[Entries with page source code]
══════════════════════════════

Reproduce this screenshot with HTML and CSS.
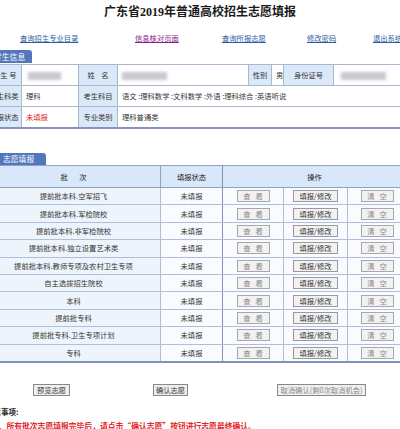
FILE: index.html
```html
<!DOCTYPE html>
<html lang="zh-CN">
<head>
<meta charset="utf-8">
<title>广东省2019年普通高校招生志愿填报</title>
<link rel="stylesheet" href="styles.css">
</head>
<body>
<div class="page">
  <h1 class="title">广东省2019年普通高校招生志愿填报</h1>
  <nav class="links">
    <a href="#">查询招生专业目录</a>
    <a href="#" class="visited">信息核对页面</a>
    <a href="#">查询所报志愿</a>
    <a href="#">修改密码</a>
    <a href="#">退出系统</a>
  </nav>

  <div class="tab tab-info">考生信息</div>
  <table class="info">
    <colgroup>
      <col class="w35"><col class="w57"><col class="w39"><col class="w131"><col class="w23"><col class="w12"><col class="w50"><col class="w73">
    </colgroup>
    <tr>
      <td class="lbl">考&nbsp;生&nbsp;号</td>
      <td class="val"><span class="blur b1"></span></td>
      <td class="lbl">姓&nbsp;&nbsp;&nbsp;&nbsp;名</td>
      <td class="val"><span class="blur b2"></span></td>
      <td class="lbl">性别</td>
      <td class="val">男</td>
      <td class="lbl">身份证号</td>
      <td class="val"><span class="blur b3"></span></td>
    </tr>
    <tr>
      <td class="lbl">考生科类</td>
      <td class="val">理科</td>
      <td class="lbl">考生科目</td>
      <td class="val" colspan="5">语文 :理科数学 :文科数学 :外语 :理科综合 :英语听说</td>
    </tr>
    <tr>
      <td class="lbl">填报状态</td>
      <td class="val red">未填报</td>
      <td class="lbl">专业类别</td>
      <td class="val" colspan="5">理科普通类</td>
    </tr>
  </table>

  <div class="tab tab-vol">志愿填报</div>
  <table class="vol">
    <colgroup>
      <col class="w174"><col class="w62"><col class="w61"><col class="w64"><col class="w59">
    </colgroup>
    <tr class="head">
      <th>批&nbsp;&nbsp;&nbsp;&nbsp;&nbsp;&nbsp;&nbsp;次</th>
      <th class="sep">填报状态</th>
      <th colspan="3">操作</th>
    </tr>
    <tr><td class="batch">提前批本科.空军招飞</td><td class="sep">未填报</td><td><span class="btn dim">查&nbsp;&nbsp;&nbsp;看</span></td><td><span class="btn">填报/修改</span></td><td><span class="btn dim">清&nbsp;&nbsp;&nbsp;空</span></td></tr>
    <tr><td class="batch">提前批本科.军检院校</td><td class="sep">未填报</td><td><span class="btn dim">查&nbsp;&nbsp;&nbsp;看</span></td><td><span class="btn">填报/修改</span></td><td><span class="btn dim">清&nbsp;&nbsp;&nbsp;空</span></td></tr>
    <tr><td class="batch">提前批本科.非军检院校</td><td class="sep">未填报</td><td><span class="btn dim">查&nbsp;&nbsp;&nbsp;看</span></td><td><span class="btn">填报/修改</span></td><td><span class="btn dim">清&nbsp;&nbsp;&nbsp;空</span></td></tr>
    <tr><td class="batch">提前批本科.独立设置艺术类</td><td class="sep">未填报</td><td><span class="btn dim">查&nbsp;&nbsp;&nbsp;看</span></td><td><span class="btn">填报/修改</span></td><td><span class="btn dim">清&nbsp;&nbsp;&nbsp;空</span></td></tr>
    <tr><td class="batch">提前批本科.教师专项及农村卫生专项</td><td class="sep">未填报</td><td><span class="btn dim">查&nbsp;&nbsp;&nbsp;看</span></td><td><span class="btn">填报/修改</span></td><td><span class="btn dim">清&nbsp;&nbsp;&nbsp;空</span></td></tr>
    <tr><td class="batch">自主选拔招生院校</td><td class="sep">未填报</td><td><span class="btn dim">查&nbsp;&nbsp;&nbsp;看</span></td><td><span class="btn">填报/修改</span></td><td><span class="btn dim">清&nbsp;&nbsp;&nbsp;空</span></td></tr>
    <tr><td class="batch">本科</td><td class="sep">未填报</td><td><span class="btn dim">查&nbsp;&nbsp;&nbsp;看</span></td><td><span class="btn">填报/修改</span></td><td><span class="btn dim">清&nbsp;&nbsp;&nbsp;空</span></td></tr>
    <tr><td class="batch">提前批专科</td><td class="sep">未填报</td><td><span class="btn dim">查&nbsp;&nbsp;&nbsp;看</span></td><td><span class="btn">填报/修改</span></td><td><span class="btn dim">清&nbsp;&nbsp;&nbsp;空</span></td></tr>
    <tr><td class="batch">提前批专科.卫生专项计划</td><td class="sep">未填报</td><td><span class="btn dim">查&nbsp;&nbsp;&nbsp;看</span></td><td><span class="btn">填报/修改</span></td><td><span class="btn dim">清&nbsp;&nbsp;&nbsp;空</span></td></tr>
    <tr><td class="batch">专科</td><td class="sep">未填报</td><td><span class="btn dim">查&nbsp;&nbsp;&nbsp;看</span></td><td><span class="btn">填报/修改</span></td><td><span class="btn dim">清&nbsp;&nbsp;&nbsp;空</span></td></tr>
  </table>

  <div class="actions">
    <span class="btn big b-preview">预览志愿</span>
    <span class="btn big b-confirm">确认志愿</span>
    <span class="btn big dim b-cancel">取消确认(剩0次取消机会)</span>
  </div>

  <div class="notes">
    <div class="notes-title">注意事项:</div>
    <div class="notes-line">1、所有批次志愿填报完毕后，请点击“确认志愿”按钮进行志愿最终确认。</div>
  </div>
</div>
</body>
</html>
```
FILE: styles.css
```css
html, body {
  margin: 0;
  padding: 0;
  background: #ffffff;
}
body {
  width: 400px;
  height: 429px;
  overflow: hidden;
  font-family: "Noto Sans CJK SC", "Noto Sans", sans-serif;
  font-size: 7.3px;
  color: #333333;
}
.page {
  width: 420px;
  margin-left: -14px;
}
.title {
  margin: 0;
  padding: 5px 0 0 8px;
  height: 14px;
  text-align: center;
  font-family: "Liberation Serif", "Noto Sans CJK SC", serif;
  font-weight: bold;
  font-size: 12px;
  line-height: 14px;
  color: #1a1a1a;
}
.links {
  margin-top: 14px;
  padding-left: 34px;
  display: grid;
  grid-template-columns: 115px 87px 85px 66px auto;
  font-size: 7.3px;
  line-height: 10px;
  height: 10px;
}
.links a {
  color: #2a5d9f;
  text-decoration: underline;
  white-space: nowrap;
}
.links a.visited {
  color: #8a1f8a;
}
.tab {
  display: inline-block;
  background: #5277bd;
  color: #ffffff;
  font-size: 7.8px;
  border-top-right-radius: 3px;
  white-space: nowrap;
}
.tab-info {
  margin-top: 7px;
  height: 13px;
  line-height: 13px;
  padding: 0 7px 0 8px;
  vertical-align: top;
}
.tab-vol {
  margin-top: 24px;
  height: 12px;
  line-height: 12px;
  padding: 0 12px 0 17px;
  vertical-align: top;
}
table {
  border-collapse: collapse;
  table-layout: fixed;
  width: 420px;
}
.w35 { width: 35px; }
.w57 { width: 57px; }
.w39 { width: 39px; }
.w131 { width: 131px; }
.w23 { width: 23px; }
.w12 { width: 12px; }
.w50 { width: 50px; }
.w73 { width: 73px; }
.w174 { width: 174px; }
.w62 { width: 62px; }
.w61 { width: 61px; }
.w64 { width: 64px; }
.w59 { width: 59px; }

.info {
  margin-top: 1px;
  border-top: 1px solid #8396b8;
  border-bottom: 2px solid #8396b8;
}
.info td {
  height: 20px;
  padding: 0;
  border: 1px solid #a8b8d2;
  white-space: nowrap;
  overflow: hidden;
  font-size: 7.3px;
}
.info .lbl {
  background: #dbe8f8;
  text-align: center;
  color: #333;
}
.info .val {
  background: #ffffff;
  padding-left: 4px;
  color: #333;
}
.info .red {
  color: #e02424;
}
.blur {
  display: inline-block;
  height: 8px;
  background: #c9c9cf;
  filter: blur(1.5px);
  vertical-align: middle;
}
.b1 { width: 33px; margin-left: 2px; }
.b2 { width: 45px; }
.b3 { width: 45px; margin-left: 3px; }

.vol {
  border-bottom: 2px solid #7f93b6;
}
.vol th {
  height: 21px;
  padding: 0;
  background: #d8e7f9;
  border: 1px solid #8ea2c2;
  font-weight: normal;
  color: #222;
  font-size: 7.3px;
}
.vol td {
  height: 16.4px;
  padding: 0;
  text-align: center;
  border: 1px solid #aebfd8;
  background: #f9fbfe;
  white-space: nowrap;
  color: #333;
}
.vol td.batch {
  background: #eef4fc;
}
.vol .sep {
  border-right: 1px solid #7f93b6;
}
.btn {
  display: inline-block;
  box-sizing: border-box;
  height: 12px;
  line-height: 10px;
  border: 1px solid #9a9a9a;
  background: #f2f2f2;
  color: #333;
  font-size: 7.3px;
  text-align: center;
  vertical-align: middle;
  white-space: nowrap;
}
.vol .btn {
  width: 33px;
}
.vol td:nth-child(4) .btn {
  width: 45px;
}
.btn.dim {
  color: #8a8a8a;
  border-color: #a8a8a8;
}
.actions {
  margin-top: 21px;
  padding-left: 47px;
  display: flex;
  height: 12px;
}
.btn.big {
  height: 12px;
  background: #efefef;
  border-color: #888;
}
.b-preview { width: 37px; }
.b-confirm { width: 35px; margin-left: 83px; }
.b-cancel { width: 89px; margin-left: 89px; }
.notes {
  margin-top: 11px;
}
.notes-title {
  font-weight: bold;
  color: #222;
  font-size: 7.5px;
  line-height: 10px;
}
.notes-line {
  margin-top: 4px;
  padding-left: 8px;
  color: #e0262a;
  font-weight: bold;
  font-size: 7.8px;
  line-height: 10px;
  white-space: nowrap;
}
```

══════════════════════════════

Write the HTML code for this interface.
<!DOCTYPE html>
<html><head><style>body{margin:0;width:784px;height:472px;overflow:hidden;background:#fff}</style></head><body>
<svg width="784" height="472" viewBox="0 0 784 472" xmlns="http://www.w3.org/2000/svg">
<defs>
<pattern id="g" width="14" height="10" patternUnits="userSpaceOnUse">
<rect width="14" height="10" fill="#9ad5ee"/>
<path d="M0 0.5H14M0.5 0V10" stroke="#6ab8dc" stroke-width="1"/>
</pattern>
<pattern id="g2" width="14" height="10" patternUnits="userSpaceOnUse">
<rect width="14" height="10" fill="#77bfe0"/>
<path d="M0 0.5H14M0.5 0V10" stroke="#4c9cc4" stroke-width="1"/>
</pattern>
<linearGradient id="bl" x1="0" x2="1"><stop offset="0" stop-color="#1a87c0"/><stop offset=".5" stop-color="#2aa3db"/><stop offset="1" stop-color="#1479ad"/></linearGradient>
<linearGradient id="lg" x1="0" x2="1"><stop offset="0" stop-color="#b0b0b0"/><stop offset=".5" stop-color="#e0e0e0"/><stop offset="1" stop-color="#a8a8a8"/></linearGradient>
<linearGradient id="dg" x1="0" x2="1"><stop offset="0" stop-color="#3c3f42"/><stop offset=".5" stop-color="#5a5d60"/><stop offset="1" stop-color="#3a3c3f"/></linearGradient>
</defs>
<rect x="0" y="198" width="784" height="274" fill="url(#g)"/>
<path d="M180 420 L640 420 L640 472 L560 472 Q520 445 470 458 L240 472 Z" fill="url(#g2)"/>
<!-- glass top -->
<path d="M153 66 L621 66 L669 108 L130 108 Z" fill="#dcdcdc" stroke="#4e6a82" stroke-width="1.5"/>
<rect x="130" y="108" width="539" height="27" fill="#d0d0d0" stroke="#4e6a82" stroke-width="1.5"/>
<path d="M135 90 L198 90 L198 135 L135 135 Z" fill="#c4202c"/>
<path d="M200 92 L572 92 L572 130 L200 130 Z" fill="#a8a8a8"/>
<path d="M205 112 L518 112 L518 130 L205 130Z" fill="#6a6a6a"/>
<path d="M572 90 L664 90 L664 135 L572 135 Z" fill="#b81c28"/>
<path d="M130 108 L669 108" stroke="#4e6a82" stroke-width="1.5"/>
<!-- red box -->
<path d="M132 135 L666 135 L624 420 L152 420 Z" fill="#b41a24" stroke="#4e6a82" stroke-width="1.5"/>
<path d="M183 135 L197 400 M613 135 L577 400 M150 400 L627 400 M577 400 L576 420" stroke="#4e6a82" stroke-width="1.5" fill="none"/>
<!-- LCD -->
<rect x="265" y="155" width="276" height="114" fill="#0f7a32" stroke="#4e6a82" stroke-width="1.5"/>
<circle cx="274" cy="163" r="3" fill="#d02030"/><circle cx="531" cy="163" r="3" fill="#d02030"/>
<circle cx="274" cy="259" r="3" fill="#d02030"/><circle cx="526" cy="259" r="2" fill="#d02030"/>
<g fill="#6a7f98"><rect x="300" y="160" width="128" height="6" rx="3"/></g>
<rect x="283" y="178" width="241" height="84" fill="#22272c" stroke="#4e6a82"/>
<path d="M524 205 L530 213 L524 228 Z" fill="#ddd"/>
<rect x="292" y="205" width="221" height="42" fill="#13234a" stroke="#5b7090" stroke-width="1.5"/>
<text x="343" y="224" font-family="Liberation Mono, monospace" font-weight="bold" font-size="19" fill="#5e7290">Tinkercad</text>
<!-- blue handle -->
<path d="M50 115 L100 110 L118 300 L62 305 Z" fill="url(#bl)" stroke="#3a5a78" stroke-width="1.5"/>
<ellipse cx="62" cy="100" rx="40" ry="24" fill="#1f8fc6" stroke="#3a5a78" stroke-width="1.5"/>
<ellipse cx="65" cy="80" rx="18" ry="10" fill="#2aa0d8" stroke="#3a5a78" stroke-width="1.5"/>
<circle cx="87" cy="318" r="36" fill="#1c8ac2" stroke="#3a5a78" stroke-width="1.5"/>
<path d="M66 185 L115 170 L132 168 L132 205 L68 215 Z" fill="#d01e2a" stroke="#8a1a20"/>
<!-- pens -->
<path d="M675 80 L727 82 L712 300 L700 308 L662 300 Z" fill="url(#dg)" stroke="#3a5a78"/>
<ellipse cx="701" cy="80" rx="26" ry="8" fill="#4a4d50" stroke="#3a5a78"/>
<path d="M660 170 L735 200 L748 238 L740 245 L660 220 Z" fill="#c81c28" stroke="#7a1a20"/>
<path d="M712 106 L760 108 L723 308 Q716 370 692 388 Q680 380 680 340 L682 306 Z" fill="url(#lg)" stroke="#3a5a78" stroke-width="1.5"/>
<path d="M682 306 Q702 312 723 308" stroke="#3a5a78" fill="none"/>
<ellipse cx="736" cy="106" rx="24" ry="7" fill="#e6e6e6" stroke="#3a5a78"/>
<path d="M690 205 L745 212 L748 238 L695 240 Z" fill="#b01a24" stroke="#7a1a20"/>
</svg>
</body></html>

══════════════════════════════

*Required task*:
Copy each line that contains the word "this".

*Written answer*:
Reproduce this screenshot with HTML and CSS.
Write the HTML code for this interface.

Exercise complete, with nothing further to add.